General Petraeus and His Senate Vassals

Whatever you may think of General Stanley McChrystal and his succession by General David Petraeus, something very sad is about to happen. The Senate Armed Services Committee (SASC) has already scheduled its hearing for the constitutionally required confirmation of General Petraeus in his new job. Watch that hearing. (It will occur at 9:30 am on Tuesday, June 29 and will be broadcast by the committee’s webcast, and surely C-SPAN.) You will observe how useless and ineffectual the Senate Armed Services Committee, among others, has become at performing its most important job.

That job is oversight. Oversight is, rather should be, the basis of everything Congress does. In essence, it consists of finding out what is, or has been, going on. Understanding the issues should, in a more perfect world, be the basis for legislation; to address a problem, it helps to understand it. The same thing applies to confirming presidential appointments and the policies they advocate.

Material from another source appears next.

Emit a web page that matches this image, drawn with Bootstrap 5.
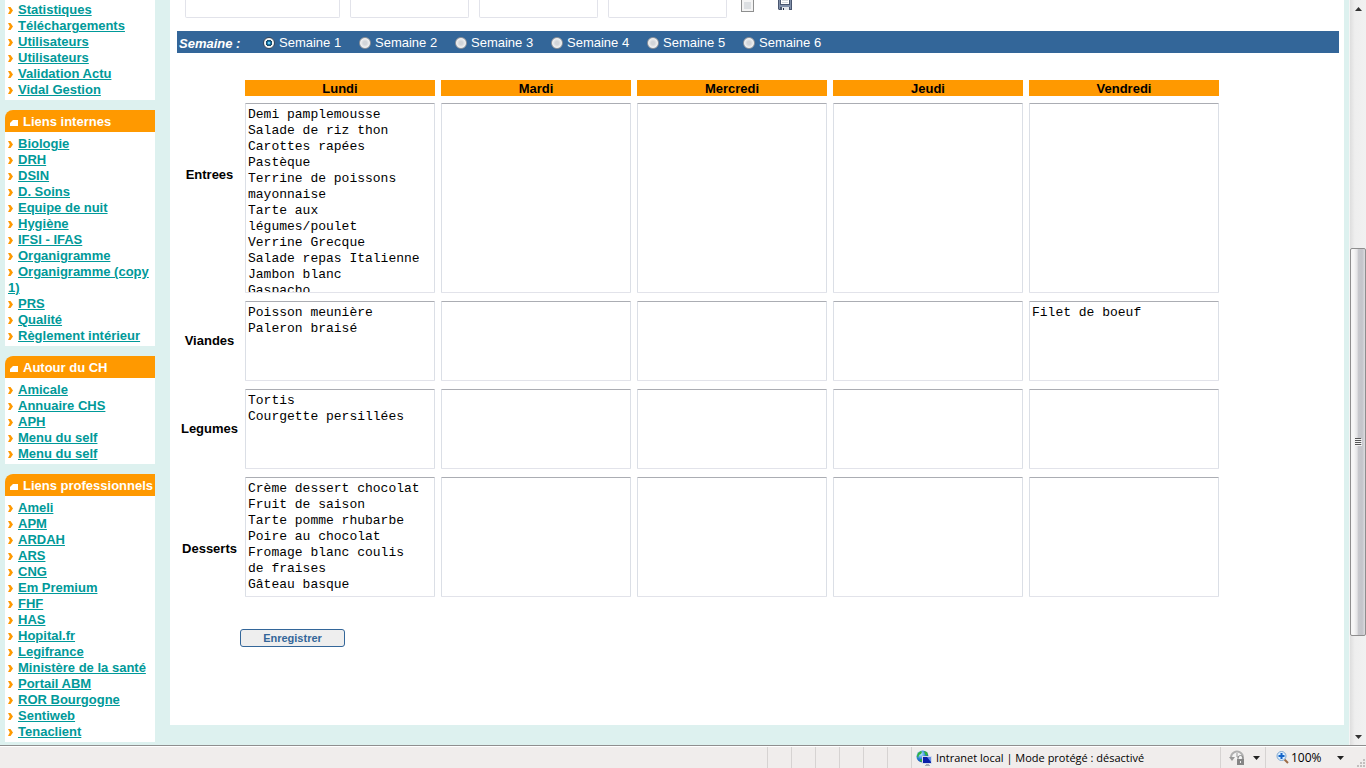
<!DOCTYPE html>
<html lang="fr">
<head>
<meta charset="utf-8">
<meta name="viewport" content="width=device-width, initial-scale=1">
<title>Intranet - Menu du self</title>
<link href="https://cdn.jsdelivr.net/npm/bootstrap@5.3.0/dist/css/bootstrap.min.css" rel="stylesheet">
<style>
body{font:13px/16px "Liberation Sans",Arial,sans-serif;color:#000;background:#ddf1ef}
.page-view{min-height:0}
.side-nav{width:155px;padding-left:5px}
.side-block{margin-bottom:10px}
.side-block h2{height:22px;margin:0;padding-left:5px;background:#f90;color:#fff;font-size:13px;line-height:24px;font-weight:700;border-top-left-radius:8px;white-space:nowrap}
.side-block h2 svg{width:8px;height:6px;margin-right:5px;vertical-align:0}
.side-block ul{background:#fff;padding:4px 0 2px 3px;margin:0;list-style:none}
.side-block.cut-top ul{padding-top:2px}
.side-block a{color:#099;font-weight:700;text-decoration:underline}
.side-block li svg{width:5px;height:7px;margin-right:5px;vertical-align:0}
.content-pane{background:#fff;margin:0 5px 20px 15px;padding:0 5px 0 7px;min-width:0}
.top-fields{gap:10px;padding-left:8px;height:31px}
.top-fields input[type=text]{width:119px;height:18px;border:1px solid #e2e3ea;border-top:0;border-radius:0 0 2px 2px;padding:0 3px}
.top-fields input.wide-field{width:155px}
.top-fields input[type=checkbox]{appearance:none;width:13px;height:12px;margin:0 0 0 4px;border:1px solid #8e8f8f;border-top:0;background:#dcdfe2;box-shadow:inset 0 0 0 2px #f4f4f4}
.save-icon{border:0;background:none;padding:0;margin-left:14px;width:14px;height:11px;line-height:0}
.week-bar{background:#369;color:#fff;height:22px;line-height:24px;padding-left:2px}
.week-title{width:84px;font-weight:700;font-style:italic;padding-top:1px}
.week-bar label{width:96px;padding-top:2px}
.week-bar input{appearance:none;width:12px;height:12px;margin:0 4px 0 0;border-radius:50%;border:1px solid #8e9299;background:radial-gradient(circle,#d2d5d9 0 25%,#f6f6f6 70%)}
.week-bar input:checked{border-color:#39475a;background:radial-gradient(circle,#6ecbf0 0 10%,#1778ad 22%,#153e5b 42%,#f4f4f4 50%)}
.menu-grid{margin-top:27px;border-collapse:collapse}
.menu-grid th,.menu-grid td{padding:4px 3px;vertical-align:middle;text-align:center}
.menu-grid thead th,.menu-grid thead td{padding:0 3px 3px}
.menu-grid th[scope=row]{width:65px;padding:0}
.menu-grid .row-starters th[scope=row]{padding-bottom:46px}
.menu-grid .row-desserts th[scope=row]{padding-top:24px}
.day-name{width:190px;height:16px;line-height:18px;background:#f90}
.menu-grid textarea{display:block;width:190px;height:80px;margin:0;padding:3px 10px 0 2px;border:1px solid #e2e3ea;border-top-color:#abadb3;border-left-color:#dbdfe6;border-right-color:#dbdfe6;border-radius:1px;resize:none;overflow:hidden;font:13px/16px "Liberation Mono","Courier New",monospace;color:#000}
.menu-grid .row-starters textarea{height:190px}
.menu-grid .row-desserts textarea{height:120px}
.save-btn{width:105px;height:18px;margin:28px 0 0 63px;padding:0;font-size:11px;line-height:14px;font-weight:700;color:#369;background:#eee;border:1px solid #369;border-radius:3px}
.scroll-track{width:17px;border-left:1px solid #f4f4f4;background:linear-gradient(90deg,#dedede,#eee 30%,#f1f1f1)}
.scroll-up{flex:241 0 0;padding-top:7px}
.scroll-thumb{flex:386 0 0;border:1px solid #8e8e8e;border-radius:2px;background:linear-gradient(90deg,#f6f6f6 0 20%,#e2e2e4 45%,#c8c9cd 50%,#c4c4ca 80%,#dcdcdf)}
.scroll-down{flex:103 0 0;padding-bottom:6px}
.scroll-track svg{display:block}
.status-strip{height:23px;border-top:1px solid #8f8f8f;box-shadow:inset 0 1px #fff;background:#f0edec;font:12px/22px "Open Sans","Segoe UI",sans-serif}
.status-strip>div{border-left:1px solid #d6d3d2;margin-top:1px;white-space:nowrap}
.slot{width:24px}
.zone{width:309px;padding-left:4px;font-size:11px}
.zone svg{margin-right:4px}
.guard{width:45px;padding-left:8px}
.zoom-level{width:101px;padding-left:10px}
.zoom-value{margin:0 15px 0 2px}
</style>
</head>
<body>
<svg class="d-none" aria-hidden="true">
  <symbol id="chev" viewBox="0 0 5 7"><path d="M0 0h2.500L5 3.500 2.500 7H0l1.800-3.500z" fill="#f90"/></symbol>
  <symbol id="tab" viewBox="0 0 8 6"><path d="M0 6V3l3-3h5v6z" fill="#fff"/></symbol>
</svg>
<div class="vh-100 d-flex flex-column overflow-hidden">
  <div class="page-view d-flex flex-grow-1 overflow-hidden">
    <nav class="side-nav flex-shrink-0">
      <section class="side-block cut-top"><ul id="list-admin"></ul></section>
      <section class="side-block"><h2><svg><use href="#tab"/></svg>Liens internes</h2><ul id="list-internes"></ul></section>
      <section class="side-block"><h2><svg><use href="#tab"/></svg>Autour du CH</h2><ul id="list-autour"></ul></section>
      <section class="side-block"><h2><svg><use href="#tab"/></svg>Liens professionnels</h2><ul id="list-pro"></ul></section>
    </nav>
    <main class="content-pane flex-grow-1">
      <form>
        <div class="top-fields d-flex align-items-start">
          <input type="text" class="wide-field" aria-label="Champ 1">
          <input type="text" aria-label="Champ 2">
          <input type="text" aria-label="Champ 3">
          <input type="text" aria-label="Champ 4">
          <input type="checkbox" aria-label="Sélection">
          <button type="button" class="save-icon" aria-label="Sauvegarder"><svg width="14" height="11" viewBox="0 0 14 11"><path d="M0 0h14v10H1L0 9z" fill="#49566f"/><path d="M1 0h1v9H1zM12 0h1v9h-1z" fill="#8190aa"/><path d="M3 0h8v4H3z" fill="#fff"/><path d="M4 0h6v1H4zM4 2h6v1H4z" fill="#d4d8dd"/><path d="M2 5h10v2H2z" fill="#8190aa"/><path d="M4 7h7v3H4z" fill="#e6e9ee"/><path d="M5 8h1v2H5z" fill="#222d3f"/></svg></button>
        </div>
        <div class="week-bar d-flex">
          <span class="week-title">Semaine :</span>
          <label class="d-flex align-items-center"><input type="radio" name="semaine" checked>Semaine 1</label>
          <label class="d-flex align-items-center"><input type="radio" name="semaine">Semaine 2</label>
          <label class="d-flex align-items-center"><input type="radio" name="semaine">Semaine 3</label>
          <label class="d-flex align-items-center"><input type="radio" name="semaine">Semaine 4</label>
          <label class="d-flex align-items-center"><input type="radio" name="semaine">Semaine 5</label>
          <label class="d-flex align-items-center"><input type="radio" name="semaine">Semaine 6</label>
        </div>
        <table class="menu-grid">
          <thead><tr><td></td>
            <th scope="col"><div class="day-name">Lundi</div></th><th scope="col"><div class="day-name">Mardi</div></th><th scope="col"><div class="day-name">Mercredi</div></th><th scope="col"><div class="day-name">Jeudi</div></th><th scope="col"><div class="day-name">Vendredi</div></th></tr></thead>
          <tbody>
            <tr class="row-starters"><th scope="row">Entrees</th>
              <td><textarea aria-label="Entrees lundi">Demi pamplemousse
Salade de riz thon
Carottes rapées
Pastèque
Terrine de poissons mayonnaise
Tarte aux légumes/poulet
Verrine Grecque
Salade repas Italienne
Jambon blanc
Gaspacho</textarea></td>
              <td><textarea aria-label="Entrees mardi"></textarea></td><td><textarea aria-label="Entrees mercredi"></textarea></td><td><textarea aria-label="Entrees jeudi"></textarea></td><td><textarea aria-label="Entrees vendredi"></textarea></td></tr>
            <tr><th scope="row">Viandes</th>
              <td><textarea aria-label="Viandes lundi">Poisson meunière
Paleron braisé</textarea></td>
              <td><textarea aria-label="Viandes mardi"></textarea></td><td><textarea aria-label="Viandes mercredi"></textarea></td><td><textarea aria-label="Viandes jeudi"></textarea></td><td><textarea aria-label="Viandes vendredi">Filet de boeuf</textarea></td></tr>
            <tr><th scope="row">Legumes</th>
              <td><textarea aria-label="Legumes lundi">Tortis
Courgette persillées</textarea></td>
              <td><textarea aria-label="Legumes mardi"></textarea></td><td><textarea aria-label="Legumes mercredi"></textarea></td><td><textarea aria-label="Legumes jeudi"></textarea></td><td><textarea aria-label="Legumes vendredi"></textarea></td></tr>
            <tr class="row-desserts"><th scope="row">Desserts</th>
              <td><textarea aria-label="Desserts lundi">Crème dessert chocolat
Fruit de saison
Tarte pomme rhubarbe
Poire au chocolat
Fromage blanc coulis de fraises
Gâteau basque</textarea></td>
              <td><textarea aria-label="Desserts mardi"></textarea></td><td><textarea aria-label="Desserts mercredi"></textarea></td><td><textarea aria-label="Desserts jeudi"></textarea></td><td><textarea aria-label="Desserts vendredi"></textarea></td></tr>
          </tbody>
        </table>
        <button type="button" class="save-btn d-block">Enregistrer</button>
      </form>
    </main>
    <div class="scroll-track d-flex flex-column flex-shrink-0">
      <div class="scroll-up d-flex justify-content-center"><svg width="7" height="4"><path d="M3.5 0L7 4H0z" fill="#333"/></svg></div>
      <div class="scroll-thumb d-flex align-items-center justify-content-center"><svg width="8" height="8"><path d="M1 0h6v1H1zM1 2h6v1H1zM1 4h6v1H1zM1 6h6v1H1z" fill="#555"/><path d="M1 1h7v1H1zM1 3h7v1H1zM1 5h7v1H1zM1 7h7v1H1z" fill="#f4f4f4"/></svg></div>
      <div class="scroll-down d-flex justify-content-center align-items-end"><svg width="7" height="4"><path d="M3.5 4L0 0h7z" fill="#333"/></svg></div>
    </div>
  </div>
  <footer class="status-strip d-flex justify-content-end flex-shrink-0">
    <div class="slot"></div><div class="slot"></div><div class="slot"></div><div class="slot"></div><div class="slot"></div><div class="slot"></div>
    <div class="zone d-flex align-items-center"><svg width="16" height="16" viewBox="0 0 16 16"><defs><radialGradient id="globe" cx=".35" cy=".3" r=".8"><stop offset="0" stop-color="#c5f0ff"/><stop offset=".5" stop-color="#2a83d6"/><stop offset="1" stop-color="#0c3a9c"/></radialGradient></defs><circle cx="6.500" cy="6.500" r="6" fill="url(#globe)"/><path d="M2 3l3-2 1 1-1 2-2 1-1 3-1-2zM8 1l3 1 1 3-2 1-1-2zM4 9l3 1-1 2-2-1z" fill="#32b43c"/><path d="M6 6h10v8H6z" fill="#d5dbe6"/><path d="M7 7h8v6H7z" fill="#0a1fa8"/><path d="M11 7h4v5z" fill="#638be8"/><path d="M10 14h3v1h1v1H9v-1h1z" fill="#a7adb8"/></svg>Intranet local | Mode protégé : désactivé</div>
    <div class="guard d-flex align-items-center"><svg width="16" height="16" viewBox="0 0 16 16"><path d="M2 7a6 6 0 1 1 10 5" fill="#f4f4f4" stroke="#b0b0b0" stroke-width="2"/><path d="M0 7h6L3 11z" fill="#999"/><path d="M8 3v4h2" fill="none" stroke="#999"/><path d="M9 9V8a2 2 0 0 1 5 0v1" fill="none" stroke="#8a8a8a"/><path d="M8 9h7v6H8z" fill="#858585"/><path d="M11 11h1v2h-1z" fill="#eee"/></svg><svg class="ms-2" width="7" height="4"><path d="M0 0h7L3.500 4z" fill="#222"/></svg></div>
    <div class="zoom-level d-flex align-items-center"><svg width="13" height="13" viewBox="0 0 13 13"><path d="M8 8l4 4" stroke="#9c6b45" stroke-width="2"/><circle cx="5.500" cy="5" r="4.500" fill="#d9edff" stroke="#7fa6cd"/><path d="M4.500 2h2v2h2v2h-2v2h-2V6h-2V4h2z" fill="#1565c8"/></svg><span class="zoom-value">100%</span><svg width="7" height="4"><path d="M0 0h7L3.500 4z" fill="#222"/></svg><svg class="ms-auto align-self-end" width="10" height="10"><path d="M7 1h2v2H7zM4 4h2v2H4zM7 4h2v2H7zM1 7h2v2H1zM4 7h2v2H4zM7 7h2v2H7z" fill="#c2bfbe"/></svg></div>
  </footer>
</div>
<script src="https://cdn.jsdelivr.net/npm/bootstrap@5.3.0/dist/js/bootstrap.bundle.min.js"></script>
<script>
const links = {
  "list-admin": ["Statistiques","Téléchargements","Utilisateurs","Utilisateurs","Validation Actu","Vidal Gestion"],
  "list-internes": ["Biologie","DRH","DSIN","D. Soins","Equipe de nuit","Hygiène","IFSI - IFAS","Organigramme","Organigramme (copy 1)","PRS","Qualité","Règlement intérieur"],
  "list-autour": ["Amicale","Annuaire CHS","APH","Menu du self","Menu du self"],
  "list-pro": ["Ameli","APM","ARDAH","ARS","CNG","Em Premium","FHF","HAS","Hopital.fr","Legifrance","Ministère de la santé","Portail ABM","ROR Bourgogne","Sentiweb","Tenaclient"]
};
for (const [id, names] of Object.entries(links)) {
  document.getElementById(id).innerHTML = names.map(n => `<li><svg><use href="#chev"/></svg><a href="#">${n}</a></li>`).join("");
}
</script>
</body>
</html>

I saw an exemplar exercise of oversight in 1972 shortly after I started work for my first Senate employer, Jacob K. Javits, a liberal Republican from New York. He was a member of the Senate Foreign Relations Committee, then chaired by J. William Fulbright, D- AR, who held frequent hearings on the disastrous war of that era, Indochina. Secretary of State William P. Rogers was testifying. Fulbright’s staff had discovered and reported privately to him about some illegal US combat operations in Laos. During the hearing, Fulbright refuted Rogers’ statements about the conduct of the war, periodically correcting him. It was clear Rogers either had no clue what was going on or was trying to cover it up.

At the time, I was so junior on Javits’ staff that I had to sit in the public gallery of the hearing room, behind Rogers and his staff. The part I will never forget occurred as Rogers left the room, visibly – but silently – fuming. As he and his equally unhappy entourage swept past me, one of them growled to an underling, “Find out how those b——s found that out.”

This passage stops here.